A Smile of Reassurance
I’ve admired the blue Texas sky since I was a little girl. The most delightful and marvelous ones arrive in the summer, and the day Aaron died was no exception. I welcomed it’s allure on the drive home from the hospital, and is one of the details I don’t mind recalling. Sitting at the stoplight, my eyes searched for a place to rest among the shades of blue. For a moment, I gazed at the car to my left. The couple inside were laughing and smiling, and I was nauseous with despair. The woman glanced at me for a moment, and smiled. In a unfortunately memorable day, this exchange was invaluable.
Though each day with him was memorable, August 6th and December 3rd hold significance. Today, 2 years ago, we celebrated for first time as Mr. & Mrs. Benek, toasting to a “beautiful, fulling marriage”. Our time together was just that, and yet, we would never spend an anniversary together.
The Search Resumes
Today, I find myself searching again for that smile of reassurance. While the second year post-loss seems less harrowing, it is considerably lonelier than the first. The help and encouragement I received from others provided the optimism I needed in the first few weeks. But, in a unfortunately common occurrence, there was less support after the memorial, at a time when I would need it the most.

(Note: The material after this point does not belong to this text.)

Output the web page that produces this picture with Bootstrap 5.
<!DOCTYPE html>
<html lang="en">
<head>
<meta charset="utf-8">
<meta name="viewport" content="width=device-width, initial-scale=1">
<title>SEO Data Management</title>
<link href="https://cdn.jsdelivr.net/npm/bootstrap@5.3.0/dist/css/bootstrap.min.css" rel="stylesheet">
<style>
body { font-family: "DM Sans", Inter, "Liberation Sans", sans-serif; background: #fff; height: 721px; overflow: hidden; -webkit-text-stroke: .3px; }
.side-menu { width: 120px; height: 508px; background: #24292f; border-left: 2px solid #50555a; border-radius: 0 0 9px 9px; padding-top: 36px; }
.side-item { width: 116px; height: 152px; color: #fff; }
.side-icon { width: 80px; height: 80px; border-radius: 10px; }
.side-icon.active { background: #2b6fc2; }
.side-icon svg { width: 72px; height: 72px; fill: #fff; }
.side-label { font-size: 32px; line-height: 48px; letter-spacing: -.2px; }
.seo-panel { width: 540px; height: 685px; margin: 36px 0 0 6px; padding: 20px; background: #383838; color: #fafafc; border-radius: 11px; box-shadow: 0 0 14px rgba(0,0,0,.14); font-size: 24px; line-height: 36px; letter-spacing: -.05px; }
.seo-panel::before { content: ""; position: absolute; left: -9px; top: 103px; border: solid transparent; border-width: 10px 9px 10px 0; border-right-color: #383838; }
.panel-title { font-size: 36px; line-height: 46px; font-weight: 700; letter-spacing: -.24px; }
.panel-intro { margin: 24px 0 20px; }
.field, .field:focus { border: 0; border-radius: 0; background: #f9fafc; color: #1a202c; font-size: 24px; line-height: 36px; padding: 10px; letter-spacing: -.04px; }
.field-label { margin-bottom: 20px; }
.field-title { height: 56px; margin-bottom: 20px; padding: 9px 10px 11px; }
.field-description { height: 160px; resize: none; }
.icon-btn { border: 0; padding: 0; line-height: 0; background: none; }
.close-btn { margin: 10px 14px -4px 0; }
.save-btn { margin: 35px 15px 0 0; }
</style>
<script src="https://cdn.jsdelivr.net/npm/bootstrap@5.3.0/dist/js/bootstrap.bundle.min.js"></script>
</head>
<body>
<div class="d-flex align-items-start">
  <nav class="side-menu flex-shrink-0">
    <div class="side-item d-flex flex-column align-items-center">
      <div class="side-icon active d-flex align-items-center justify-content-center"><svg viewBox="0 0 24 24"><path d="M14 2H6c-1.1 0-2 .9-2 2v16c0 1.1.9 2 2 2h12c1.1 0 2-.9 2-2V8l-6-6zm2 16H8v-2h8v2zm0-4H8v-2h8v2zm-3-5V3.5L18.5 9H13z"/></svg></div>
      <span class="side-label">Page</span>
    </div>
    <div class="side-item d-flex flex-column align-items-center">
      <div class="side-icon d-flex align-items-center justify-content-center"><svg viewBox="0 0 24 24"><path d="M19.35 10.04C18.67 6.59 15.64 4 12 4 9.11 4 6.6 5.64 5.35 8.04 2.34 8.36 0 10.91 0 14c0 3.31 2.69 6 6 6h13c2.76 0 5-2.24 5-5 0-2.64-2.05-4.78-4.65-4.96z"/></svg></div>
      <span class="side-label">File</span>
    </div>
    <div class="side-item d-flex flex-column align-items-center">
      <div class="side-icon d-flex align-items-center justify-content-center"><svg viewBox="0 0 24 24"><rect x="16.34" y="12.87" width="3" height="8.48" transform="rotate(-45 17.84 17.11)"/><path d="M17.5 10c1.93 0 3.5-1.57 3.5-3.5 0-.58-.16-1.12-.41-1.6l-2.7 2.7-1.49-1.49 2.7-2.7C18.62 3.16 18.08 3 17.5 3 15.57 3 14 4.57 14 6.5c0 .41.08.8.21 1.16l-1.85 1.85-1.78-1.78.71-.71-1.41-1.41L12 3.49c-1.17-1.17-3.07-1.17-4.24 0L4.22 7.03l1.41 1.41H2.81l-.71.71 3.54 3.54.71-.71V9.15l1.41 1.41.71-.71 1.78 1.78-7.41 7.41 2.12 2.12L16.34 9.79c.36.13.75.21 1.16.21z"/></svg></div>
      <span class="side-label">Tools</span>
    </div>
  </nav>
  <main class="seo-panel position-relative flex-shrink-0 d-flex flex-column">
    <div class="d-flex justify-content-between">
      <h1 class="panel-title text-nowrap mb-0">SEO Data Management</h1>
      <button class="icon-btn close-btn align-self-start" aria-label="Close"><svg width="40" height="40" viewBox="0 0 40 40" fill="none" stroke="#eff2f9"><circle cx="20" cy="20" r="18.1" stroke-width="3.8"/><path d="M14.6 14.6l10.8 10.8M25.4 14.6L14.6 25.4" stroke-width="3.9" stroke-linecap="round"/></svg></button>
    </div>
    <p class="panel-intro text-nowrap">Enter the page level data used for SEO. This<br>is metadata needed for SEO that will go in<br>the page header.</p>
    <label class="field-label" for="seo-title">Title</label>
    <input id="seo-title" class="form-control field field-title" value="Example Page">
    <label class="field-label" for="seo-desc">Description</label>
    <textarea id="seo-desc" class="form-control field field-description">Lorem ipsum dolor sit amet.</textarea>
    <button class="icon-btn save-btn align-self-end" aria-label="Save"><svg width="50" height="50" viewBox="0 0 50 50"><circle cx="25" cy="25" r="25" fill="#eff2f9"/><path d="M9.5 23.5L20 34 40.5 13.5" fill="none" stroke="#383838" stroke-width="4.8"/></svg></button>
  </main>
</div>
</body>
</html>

In the following weeks, my oldest son received a dual-diagnosis – Autism (PDD), and ADHD. All the while, my 3 year old continued to fall by the wayside. His special-needs brother, infant sister, and deceased step-father depleted my energy before it could reach him. It is an agonizing admission, but true, nonetheless.

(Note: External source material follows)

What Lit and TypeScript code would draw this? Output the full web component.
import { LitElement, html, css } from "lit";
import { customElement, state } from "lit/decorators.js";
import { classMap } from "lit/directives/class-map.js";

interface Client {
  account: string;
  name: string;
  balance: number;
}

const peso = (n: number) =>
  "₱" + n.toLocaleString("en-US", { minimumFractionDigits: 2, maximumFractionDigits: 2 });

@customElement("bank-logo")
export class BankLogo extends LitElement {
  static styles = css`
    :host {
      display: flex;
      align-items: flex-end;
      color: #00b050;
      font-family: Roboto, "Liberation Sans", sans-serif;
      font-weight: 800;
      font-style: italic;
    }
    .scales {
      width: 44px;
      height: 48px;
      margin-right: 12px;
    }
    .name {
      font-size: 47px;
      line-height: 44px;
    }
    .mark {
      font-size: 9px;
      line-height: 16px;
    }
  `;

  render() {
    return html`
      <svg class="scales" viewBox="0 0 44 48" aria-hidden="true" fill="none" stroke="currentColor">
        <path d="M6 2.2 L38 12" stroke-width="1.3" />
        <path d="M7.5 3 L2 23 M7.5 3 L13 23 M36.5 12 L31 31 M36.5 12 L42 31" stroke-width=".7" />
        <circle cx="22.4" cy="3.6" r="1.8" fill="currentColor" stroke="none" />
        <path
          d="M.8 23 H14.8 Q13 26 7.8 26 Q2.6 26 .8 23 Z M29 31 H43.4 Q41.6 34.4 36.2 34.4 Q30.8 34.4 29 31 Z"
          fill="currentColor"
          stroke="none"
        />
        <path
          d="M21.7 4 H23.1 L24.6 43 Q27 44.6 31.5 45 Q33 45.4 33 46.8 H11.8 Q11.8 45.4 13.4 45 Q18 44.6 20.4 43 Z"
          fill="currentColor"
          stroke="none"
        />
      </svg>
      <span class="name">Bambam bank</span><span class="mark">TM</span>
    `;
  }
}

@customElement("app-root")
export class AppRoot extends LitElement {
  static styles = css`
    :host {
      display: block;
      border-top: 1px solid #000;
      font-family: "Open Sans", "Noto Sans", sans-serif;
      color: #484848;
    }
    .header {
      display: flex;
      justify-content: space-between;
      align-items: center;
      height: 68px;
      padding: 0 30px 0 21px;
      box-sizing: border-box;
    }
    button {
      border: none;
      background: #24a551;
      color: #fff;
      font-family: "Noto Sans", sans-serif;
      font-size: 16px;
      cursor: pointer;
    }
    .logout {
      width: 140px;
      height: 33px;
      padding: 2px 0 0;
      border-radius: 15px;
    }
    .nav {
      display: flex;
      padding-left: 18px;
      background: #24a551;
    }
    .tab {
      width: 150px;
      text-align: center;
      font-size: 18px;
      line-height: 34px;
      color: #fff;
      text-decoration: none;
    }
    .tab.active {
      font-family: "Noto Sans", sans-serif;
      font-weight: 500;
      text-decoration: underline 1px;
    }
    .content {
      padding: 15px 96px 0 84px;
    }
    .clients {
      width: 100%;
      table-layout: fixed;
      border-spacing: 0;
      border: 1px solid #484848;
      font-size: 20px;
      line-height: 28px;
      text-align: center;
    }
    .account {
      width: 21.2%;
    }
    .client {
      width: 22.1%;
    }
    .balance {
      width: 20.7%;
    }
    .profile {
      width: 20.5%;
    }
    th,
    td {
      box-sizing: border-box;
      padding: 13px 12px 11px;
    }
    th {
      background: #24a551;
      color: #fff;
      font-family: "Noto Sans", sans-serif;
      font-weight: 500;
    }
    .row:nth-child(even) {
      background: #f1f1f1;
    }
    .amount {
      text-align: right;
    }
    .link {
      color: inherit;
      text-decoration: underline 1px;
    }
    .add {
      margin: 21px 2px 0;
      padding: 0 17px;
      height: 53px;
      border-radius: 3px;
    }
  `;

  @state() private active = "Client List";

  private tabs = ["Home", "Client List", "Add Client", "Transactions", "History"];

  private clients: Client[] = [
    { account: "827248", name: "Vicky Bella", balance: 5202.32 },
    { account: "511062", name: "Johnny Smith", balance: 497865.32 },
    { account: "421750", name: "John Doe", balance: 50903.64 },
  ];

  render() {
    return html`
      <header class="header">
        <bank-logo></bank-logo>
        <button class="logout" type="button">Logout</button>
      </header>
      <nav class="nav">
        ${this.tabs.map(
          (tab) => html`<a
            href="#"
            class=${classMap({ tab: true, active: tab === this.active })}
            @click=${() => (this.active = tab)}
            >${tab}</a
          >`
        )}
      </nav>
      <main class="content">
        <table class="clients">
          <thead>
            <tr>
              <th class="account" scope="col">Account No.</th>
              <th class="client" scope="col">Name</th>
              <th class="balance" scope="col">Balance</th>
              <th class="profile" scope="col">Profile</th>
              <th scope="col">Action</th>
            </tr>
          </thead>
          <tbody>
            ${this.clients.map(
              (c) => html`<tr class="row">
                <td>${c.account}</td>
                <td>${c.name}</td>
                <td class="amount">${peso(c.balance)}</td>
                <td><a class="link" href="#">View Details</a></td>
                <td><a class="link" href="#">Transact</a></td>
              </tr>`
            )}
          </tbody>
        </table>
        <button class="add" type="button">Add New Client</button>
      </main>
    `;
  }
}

Solitude and The Old Astronomer
As my children grow and probate responsibilities end, his absence and the silence become more obvious with each day that passes. Nights remained sleepless and isolated – a by-product of our memories, my thoughts, and our one year-old daughter. The lack of reassurance I desperately needed only exacerbating the insomnia. Every night I repeated the same pattern – until one quiet, solitary night I came across an excerpt of “The Old Astronomer”, a poem by Sarah Williams.
“Though my soul may set in darkness, it will rise in perfect light;
I have loved the stars too truly to be fearful of the night.”

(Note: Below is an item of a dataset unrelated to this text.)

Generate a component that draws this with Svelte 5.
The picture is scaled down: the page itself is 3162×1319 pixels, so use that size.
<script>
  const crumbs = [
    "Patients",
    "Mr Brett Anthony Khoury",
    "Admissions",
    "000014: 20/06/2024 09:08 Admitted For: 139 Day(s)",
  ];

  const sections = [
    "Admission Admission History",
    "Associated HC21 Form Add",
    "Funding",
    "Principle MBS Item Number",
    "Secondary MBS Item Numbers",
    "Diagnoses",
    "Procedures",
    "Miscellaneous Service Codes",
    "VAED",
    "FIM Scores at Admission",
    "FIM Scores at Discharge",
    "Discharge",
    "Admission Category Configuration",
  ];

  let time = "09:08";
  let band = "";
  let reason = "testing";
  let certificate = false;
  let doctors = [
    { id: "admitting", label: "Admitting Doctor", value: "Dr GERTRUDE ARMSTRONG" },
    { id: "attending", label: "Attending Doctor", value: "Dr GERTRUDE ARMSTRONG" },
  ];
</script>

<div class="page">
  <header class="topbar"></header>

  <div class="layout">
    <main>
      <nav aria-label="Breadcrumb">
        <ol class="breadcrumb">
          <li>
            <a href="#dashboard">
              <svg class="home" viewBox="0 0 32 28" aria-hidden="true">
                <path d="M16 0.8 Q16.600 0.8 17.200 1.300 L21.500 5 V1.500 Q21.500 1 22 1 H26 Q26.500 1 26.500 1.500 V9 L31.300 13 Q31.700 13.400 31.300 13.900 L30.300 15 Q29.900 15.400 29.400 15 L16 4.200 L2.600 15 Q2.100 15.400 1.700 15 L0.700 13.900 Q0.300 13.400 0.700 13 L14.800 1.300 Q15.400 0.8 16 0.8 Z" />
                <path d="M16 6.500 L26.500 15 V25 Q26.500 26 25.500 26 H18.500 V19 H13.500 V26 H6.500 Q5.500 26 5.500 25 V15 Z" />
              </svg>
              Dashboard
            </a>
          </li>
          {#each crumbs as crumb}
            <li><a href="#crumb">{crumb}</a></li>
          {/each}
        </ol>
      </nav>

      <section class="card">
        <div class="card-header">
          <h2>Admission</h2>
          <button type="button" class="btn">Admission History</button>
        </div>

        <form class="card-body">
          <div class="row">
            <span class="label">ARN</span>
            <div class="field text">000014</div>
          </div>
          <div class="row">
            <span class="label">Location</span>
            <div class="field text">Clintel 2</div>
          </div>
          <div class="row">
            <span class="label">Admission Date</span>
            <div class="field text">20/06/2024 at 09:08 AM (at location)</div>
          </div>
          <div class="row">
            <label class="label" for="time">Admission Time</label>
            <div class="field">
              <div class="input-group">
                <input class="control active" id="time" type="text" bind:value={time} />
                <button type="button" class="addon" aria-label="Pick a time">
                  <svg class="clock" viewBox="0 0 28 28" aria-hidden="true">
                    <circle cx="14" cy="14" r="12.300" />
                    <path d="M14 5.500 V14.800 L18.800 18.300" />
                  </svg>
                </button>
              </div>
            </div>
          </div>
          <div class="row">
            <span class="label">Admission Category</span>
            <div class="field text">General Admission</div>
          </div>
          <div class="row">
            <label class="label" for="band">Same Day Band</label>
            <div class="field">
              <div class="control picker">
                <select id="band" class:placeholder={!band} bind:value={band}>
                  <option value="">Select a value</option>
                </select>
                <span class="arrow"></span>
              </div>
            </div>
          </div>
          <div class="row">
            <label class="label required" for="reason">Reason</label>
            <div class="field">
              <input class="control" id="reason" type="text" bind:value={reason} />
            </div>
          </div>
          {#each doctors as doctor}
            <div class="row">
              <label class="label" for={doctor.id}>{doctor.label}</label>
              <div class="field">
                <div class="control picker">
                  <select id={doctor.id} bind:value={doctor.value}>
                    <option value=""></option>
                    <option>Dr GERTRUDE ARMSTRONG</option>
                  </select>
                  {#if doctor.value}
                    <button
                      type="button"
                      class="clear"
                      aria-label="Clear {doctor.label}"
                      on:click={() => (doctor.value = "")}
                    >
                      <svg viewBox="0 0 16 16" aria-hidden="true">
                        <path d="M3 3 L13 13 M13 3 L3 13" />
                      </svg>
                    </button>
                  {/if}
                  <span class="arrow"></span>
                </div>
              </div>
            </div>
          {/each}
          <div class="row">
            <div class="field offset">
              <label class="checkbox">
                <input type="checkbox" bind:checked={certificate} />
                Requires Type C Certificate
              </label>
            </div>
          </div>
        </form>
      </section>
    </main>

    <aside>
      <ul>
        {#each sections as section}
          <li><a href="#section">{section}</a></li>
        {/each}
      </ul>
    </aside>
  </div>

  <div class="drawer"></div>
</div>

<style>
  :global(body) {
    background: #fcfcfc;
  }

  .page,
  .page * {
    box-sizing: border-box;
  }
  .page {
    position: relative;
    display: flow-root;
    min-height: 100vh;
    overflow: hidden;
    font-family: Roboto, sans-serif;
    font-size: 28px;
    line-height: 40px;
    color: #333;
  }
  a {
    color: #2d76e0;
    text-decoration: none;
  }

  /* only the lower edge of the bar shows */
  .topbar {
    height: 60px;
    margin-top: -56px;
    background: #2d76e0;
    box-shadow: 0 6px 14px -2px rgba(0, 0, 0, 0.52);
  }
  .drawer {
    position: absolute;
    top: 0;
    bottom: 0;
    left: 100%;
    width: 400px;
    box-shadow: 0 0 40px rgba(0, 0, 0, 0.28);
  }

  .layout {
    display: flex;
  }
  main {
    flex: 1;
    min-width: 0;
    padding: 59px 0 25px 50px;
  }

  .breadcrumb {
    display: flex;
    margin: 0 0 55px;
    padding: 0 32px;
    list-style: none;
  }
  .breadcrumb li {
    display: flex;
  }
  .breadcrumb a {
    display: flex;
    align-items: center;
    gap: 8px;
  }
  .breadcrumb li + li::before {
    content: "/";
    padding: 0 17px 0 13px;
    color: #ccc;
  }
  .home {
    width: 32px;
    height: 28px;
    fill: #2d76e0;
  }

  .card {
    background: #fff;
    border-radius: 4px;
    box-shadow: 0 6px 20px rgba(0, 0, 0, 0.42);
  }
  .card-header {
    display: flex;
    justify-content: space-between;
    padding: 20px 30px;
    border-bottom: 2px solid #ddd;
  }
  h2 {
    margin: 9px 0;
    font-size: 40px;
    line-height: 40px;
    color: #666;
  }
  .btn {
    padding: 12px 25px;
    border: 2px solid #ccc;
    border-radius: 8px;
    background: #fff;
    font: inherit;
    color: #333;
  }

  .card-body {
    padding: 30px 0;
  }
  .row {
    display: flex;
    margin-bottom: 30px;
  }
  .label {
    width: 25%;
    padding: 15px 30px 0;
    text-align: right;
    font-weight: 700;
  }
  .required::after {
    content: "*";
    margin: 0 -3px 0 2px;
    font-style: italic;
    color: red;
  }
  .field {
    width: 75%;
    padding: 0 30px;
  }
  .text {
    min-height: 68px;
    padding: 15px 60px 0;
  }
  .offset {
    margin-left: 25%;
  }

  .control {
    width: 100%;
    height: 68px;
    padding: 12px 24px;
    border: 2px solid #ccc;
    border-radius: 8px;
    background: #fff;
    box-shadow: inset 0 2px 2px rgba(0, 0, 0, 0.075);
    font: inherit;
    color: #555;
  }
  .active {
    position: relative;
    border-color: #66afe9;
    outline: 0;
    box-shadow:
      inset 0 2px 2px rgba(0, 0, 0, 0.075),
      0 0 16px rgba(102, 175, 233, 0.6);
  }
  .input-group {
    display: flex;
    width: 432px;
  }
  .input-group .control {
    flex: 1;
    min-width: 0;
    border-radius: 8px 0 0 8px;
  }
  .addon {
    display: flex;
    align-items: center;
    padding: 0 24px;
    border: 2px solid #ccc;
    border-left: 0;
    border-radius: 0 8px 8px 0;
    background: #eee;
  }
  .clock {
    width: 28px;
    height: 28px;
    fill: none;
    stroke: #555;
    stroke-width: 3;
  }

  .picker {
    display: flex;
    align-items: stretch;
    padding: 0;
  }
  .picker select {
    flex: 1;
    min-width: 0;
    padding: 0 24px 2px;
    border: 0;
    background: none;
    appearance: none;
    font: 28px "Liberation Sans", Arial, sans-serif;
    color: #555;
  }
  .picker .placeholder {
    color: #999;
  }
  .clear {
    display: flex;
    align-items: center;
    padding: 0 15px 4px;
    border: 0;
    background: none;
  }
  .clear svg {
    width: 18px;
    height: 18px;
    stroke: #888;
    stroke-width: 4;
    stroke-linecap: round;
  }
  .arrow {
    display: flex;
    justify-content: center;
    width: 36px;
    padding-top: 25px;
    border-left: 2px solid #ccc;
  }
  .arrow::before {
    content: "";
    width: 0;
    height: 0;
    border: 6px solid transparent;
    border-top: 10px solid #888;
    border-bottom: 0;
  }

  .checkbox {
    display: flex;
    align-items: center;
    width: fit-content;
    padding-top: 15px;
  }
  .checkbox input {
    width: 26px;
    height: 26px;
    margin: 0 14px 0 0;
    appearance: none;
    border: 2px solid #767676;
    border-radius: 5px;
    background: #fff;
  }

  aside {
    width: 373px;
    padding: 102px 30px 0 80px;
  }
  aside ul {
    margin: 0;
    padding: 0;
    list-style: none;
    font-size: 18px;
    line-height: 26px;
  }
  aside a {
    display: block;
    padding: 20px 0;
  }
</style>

Even though darkness invaded our lives, it was not too late to let the light back in. And though Aaron’s death came with unimaginable suffering, it could not overshadow a love I never imagined. While I found Joy and laughter sparingly at first, they are now a daily occurrence. I still grasp for the fragments and pieces that remain, but only to protect my memories, instead of momentarily trading my new life for the old one. The melancholy grocery-store thoughts come less often. And, the echoing silence in my head, and home are no longer a reminder that he is gone, but a statement to how full he made our lives before.